=== What you will do ===
Transcribe the lines below verbatim, skipping the images.

──────

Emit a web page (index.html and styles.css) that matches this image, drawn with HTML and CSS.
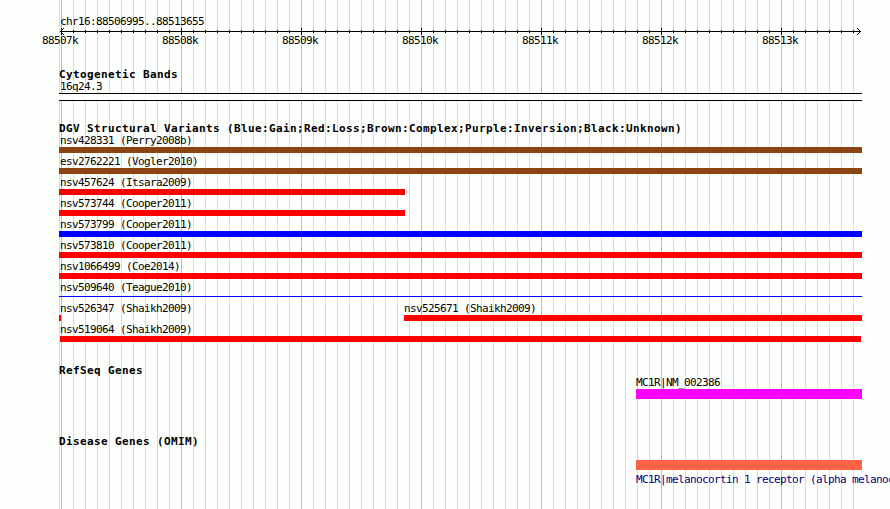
FILE: index.html
```
<!DOCTYPE html>
<html lang="en">
<head>
<meta charset="utf-8">
<title>chr16:88506995..88513655</title>
<link rel="stylesheet" href="styles.css">
</head>
<body>
<main class="browser">
  <header class="ruler">
    <div class="label">chr16:88506995..88513655</div>
    <svg class="scale" width="803" height="7" viewBox="0 0 803 7" shape-rendering="crispEdges">
      <defs>
        <pattern id="minor" x="2" y="0" width="12" height="7" patternUnits="userSpaceOnUse"><path d="M0 2h1v3h-1z"/></pattern>
        <pattern id="major" x="2" y="0" width="120" height="7" patternUnits="userSpaceOnUse"><path d="M0 0h1v7h-1z"/></pattern>
      </defs>
      <path d="M1 3h801v1H1z"/>
      <rect x="2" width="793" height="7" fill="url(#minor)"/>
      <rect x="2" width="793" height="7" fill="url(#major)"/>
      <path d="M2 2h1v3H2zM3 1h1v1H3zM3 5h1v1H3zM4 0h1v1H4zM4 6h1v1H4zM800 2h1v3h-1zM799 1h1v1h-1zM799 5h1v1h-1zM798 0h1v1h-1zM798 6h1v1h-1z"/>
    </svg>
    <div class="ticks label"><span>88507k</span><span>88508k</span><span>88509k</span><span>88510k</span><span>88511k</span><span>88512k</span><span>88513k</span></div>
  </header>

  <section class="track cyto">
    <h2>Cytogenetic Bands</h2>
    <div class="label">16q24.3</div>
    <div class="band"></div>
  </section>

  <section class="track variants">
    <h2>DGV Structural Variants (Blue:Gain;Red:Loss;Brown:Complex;Purple:Inversion;Black:Unknown)</h2>
    <div class="row"><div class="feature"><div class="label">nsv428331 (Perry2008b)</div><div class="bar complex"></div></div></div>
    <div class="row"><div class="feature"><div class="label">esv2762221 (Vogler2010)</div><div class="bar complex"></div></div></div>
    <div class="row"><div class="feature partial"><div class="label">nsv457624 (Itsara2009)</div><div class="bar loss"></div></div></div>
    <div class="row"><div class="feature partial"><div class="label">nsv573744 (Cooper2011)</div><div class="bar loss"></div></div></div>
    <div class="row"><div class="feature"><div class="label">nsv573799 (Cooper2011)</div><div class="bar gain"></div></div></div>
    <div class="row"><div class="feature"><div class="label">nsv573810 (Cooper2011)</div><div class="bar loss"></div></div></div>
    <div class="row"><div class="feature"><div class="label">nsv1066499 (Coe2014)</div><div class="bar loss"></div></div></div>
    <div class="row"><div class="feature"><div class="label">nsv509640 (Teague2010)</div><div class="bar gain thin"></div></div></div>
    <div class="row split">
      <div class="feature"><div class="label">nsv526347 (Shaikh2009)</div><div class="bar loss sliver"></div></div>
      <div class="feature right"><div class="label">nsv525671 (Shaikh2009)</div><div class="bar loss"></div></div>
    </div>
    <div class="row"><div class="feature"><div class="label">nsv519064 (Shaikh2009)</div><div class="bar loss inset"></div></div></div>
  </section>

  <section class="track refseq">
    <h2>RefSeq Genes</h2>
    <div class="gene">
      <div class="label">MC1R|NM_002386</div>
      <div class="bar transcript"></div>
    </div>
  </section>

  <section class="track omim">
    <h2>Disease Genes (OMIM)</h2>
    <div class="gene">
      <div class="bar disease"></div>
      <div class="label">MC1R|melanocortin 1 receptor (alpha melanocyte</div>
    </div>
  </section>
</main>
</body>
</html>
```
FILE: styles.css
```
* { box-sizing: border-box; }

body {
  margin: 0;
  height: 509px;
  overflow: hidden;
  background: #fdfffc;
  color: #000;
}

.browser {
  width: 803px;
  height: 509px;
  margin-left: 59px;
  padding-top: 15px;
  background:
    linear-gradient(#afeeea, #afeeea) 0 0 / 1px 100% no-repeat,
    repeating-linear-gradient(90deg, #87ceeb 0 1px, transparent 1px 120px) 2px 0 / 801px 100% no-repeat,
    repeating-linear-gradient(90deg, #afeeea 0 1px, transparent 1px 12px) 2px 0 / 801px 100% no-repeat;
}

.label {
  height: 13px;
  padding-left: 1px;
  font: 11px/13px "DejaVu Sans Mono", monospace;
  letter-spacing: -0.622px;
  white-space: nowrap;
}

h2 {
  height: 12px;
  margin: 0;
  font: bold 11px/13px "DejaVu Sans Mono", monospace;
  letter-spacing: 0.378px;
  white-space: nowrap;
}

.scale { display: block; }

.ticks {
  display: grid;
  grid-template-columns: repeat(7, 120px);
  height: 12px;
  margin-left: -17px;
  padding-left: 0;
  line-height: 11px;
}

.cyto { margin-top: 21px; }

.band {
  height: 8px;
  border: solid #000;
  border-width: 1px 0;
  background: #fdfffc;
}

.variants { margin-top: 21px; }

.row { height: 21px; }
.split { display: grid; grid-template-columns: 345px 458px; }
.partial { width: 346px; }
.right .label { padding-left: 0; }

.bar { height: 6px; }
.complex { background: #8b4513; }
.loss { background: #f00; }
.gain { background: #00f; }
.thin { height: 1px; margin-top: 2px; }
.sliver { width: 2px; }
.inset { margin: 0 1px; }

.refseq { margin-top: 20px; }
.gene { width: 226px; margin-left: 577px; }
.gene .bar { height: 10px; }
.gene .label { padding-left: 0; }
.transcript { background: #f0f; }

.omim { margin-top: 36px; }
.omim .gene { margin-top: 13px; }
.omim .label { margin-top: 3px; color: #000080; }
.disease { background: #ff6347; }
```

──────

=== Response for this exercise ===
Emit a web page (index.html and styles.css) that matches this image, drawn with HTML and CSS.
FILE: index.html
```
<!DOCTYPE html>
<html lang="en">
<head>
<meta charset="utf-8">
<title>chr16:88506995..88513655</title>
<link rel="stylesheet" href="styles.css">
</head>
<body>
<main class="browser">
  <header class="ruler">
    <div class="label">chr16:88506995..88513655</div>
    <svg class="scale" width="803" height="7" viewBox="0 0 803 7" shape-rendering="crispEdges">
      <defs>
        <pattern id="minor" x="2" y="0" width="12" height="7" patternUnits="userSpaceOnUse"><path d="M0 2h1v3h-1z"/></pattern>
        <pattern id="major" x="2" y="0" width="120" height="7" patternUnits="userSpaceOnUse"><path d="M0 0h1v7h-1z"/></pattern>
      </defs>
      <path d="M1 3h801v1H1z"/>
      <rect x="2" width="793" height="7" fill="url(#minor)"/>
      <rect x="2" width="793" height="7" fill="url(#major)"/>
      <path d="M2 2h1v3H2zM3 1h1v1H3zM3 5h1v1H3zM4 0h1v1H4zM4 6h1v1H4zM800 2h1v3h-1zM799 1h1v1h-1zM799 5h1v1h-1zM798 0h1v1h-1zM798 6h1v1h-1z"/>
    </svg>
    <div class="ticks label"><span>88507k</span><span>88508k</span><span>88509k</span><span>88510k</span><span>88511k</span><span>88512k</span><span>88513k</span></div>
  </header>

  <section class="track cyto">
    <h2>Cytogenetic Bands</h2>
    <div class="label">16q24.3</div>
    <div class="band"></div>
  </section>

  <section class="track variants">
    <h2>DGV Structural Variants (Blue:Gain;Red:Loss;Brown:Complex;Purple:Inversion;Black:Unknown)</h2>
    <div class="row"><div class="feature"><div class="label">nsv428331 (Perry2008b)</div><div class="bar complex"></div></div></div>
    <div class="row"><div class="feature"><div class="label">esv2762221 (Vogler2010)</div><div class="bar complex"></div></div></div>
    <div class="row"><div class="feature partial"><div class="label">nsv457624 (Itsara2009)</div><div class="bar loss"></div></div></div>
    <div class="row"><div class="feature partial"><div class="label">nsv573744 (Cooper2011)</div><div class="bar loss"></div></div></div>
    <div class="row"><div class="feature"><div class="label">nsv573799 (Cooper2011)</div><div class="bar gain"></div></div></div>
    <div class="row"><div class="feature"><div class="label">nsv573810 (Cooper2011)</div><div class="bar loss"></div></div></div>
    <div class="row"><div class="feature"><div class="label">nsv1066499 (Coe2014)</div><div class="bar loss"></div></div></div>
    <div class="row"><div class="feature"><div class="label">nsv509640 (Teague2010)</div><div class="bar gain thin"></div></div></div>
    <div class="row split">
      <div class="feature"><div class="label">nsv526347 (Shaikh2009)</div><div class="bar loss sliver"></div></div>
      <div class="feature right"><div class="label">nsv525671 (Shaikh2009)</div><div class="bar loss"></div></div>
    </div>
    <div class="row"><div class="feature"><div class="label">nsv519064 (Shaikh2009)</div><div class="bar loss inset"></div></div></div>
  </section>

  <section class="track refseq">
    <h2>RefSeq Genes</h2>
    <div class="gene">
      <div class="label">MC1R|NM_002386</div>
      <div class="bar transcript"></div>
    </div>
  </section>

  <section class="track omim">
    <h2>Disease Genes (OMIM)</h2>
    <div class="gene">
      <div class="bar disease"></div>
      <div class="label">MC1R|melanocortin 1 receptor (alpha melanocyte</div>
    </div>
  </section>
</main>
</body>
</html>
```
FILE: styles.css
```
* { box-sizing: border-box; }

body {
  margin: 0;
  height: 509px;
  overflow: hidden;
  background: #fdfffc;
  color: #000;
}

.browser {
  width: 803px;
  height: 509px;
  margin-left: 59px;
  padding-top: 15px;
  background:
    linear-gradient(#afeeea, #afeeea) 0 0 / 1px 100% no-repeat,
    repeating-linear-gradient(90deg, #87ceeb 0 1px, transparent 1px 120px) 2px 0 / 801px 100% no-repeat,
    repeating-linear-gradient(90deg, #afeeea 0 1px, transparent 1px 12px) 2px 0 / 801px 100% no-repeat;
}

.label {
  height: 13px;
  padding-left: 1px;
  font: 11px/13px "DejaVu Sans Mono", monospace;
  letter-spacing: -0.622px;
  white-space: nowrap;
}

h2 {
  height: 12px;
  margin: 0;
  font: bold 11px/13px "DejaVu Sans Mono", monospace;
  letter-spacing: 0.378px;
  white-space: nowrap;
}

.scale { display: block; }

.ticks {
  display: grid;
  grid-template-columns: repeat(7, 120px);
  height: 12px;
  margin-left: -17px;
  padding-left: 0;
  line-height: 11px;
}

.cyto { margin-top: 21px; }

.band {
  height: 8px;
  border: solid #000;
  border-width: 1px 0;
  background: #fdfffc;
}

.variants { margin-top: 21px; }

.row { height: 21px; }
.split { display: grid; grid-template-columns: 345px 458px; }
.partial { width: 346px; }
.right .label { padding-left: 0; }

.bar { height: 6px; }
.complex { background: #8b4513; }
.loss { background: #f00; }
.gain { background: #00f; }
.thin { height: 1px; margin-top: 2px; }
.sliver { width: 2px; }
.inset { margin: 0 1px; }

.refseq { margin-top: 20px; }
.gene { width: 226px; margin-left: 577px; }
.gene .bar { height: 10px; }
.gene .label { padding-left: 0; }
.transcript { background: #f0f; }

.omim { margin-top: 36px; }
.omim .gene { margin-top: 13px; }
.omim .label { margin-top: 3px; color: #000080; }
.disease { background: #ff6347; }
```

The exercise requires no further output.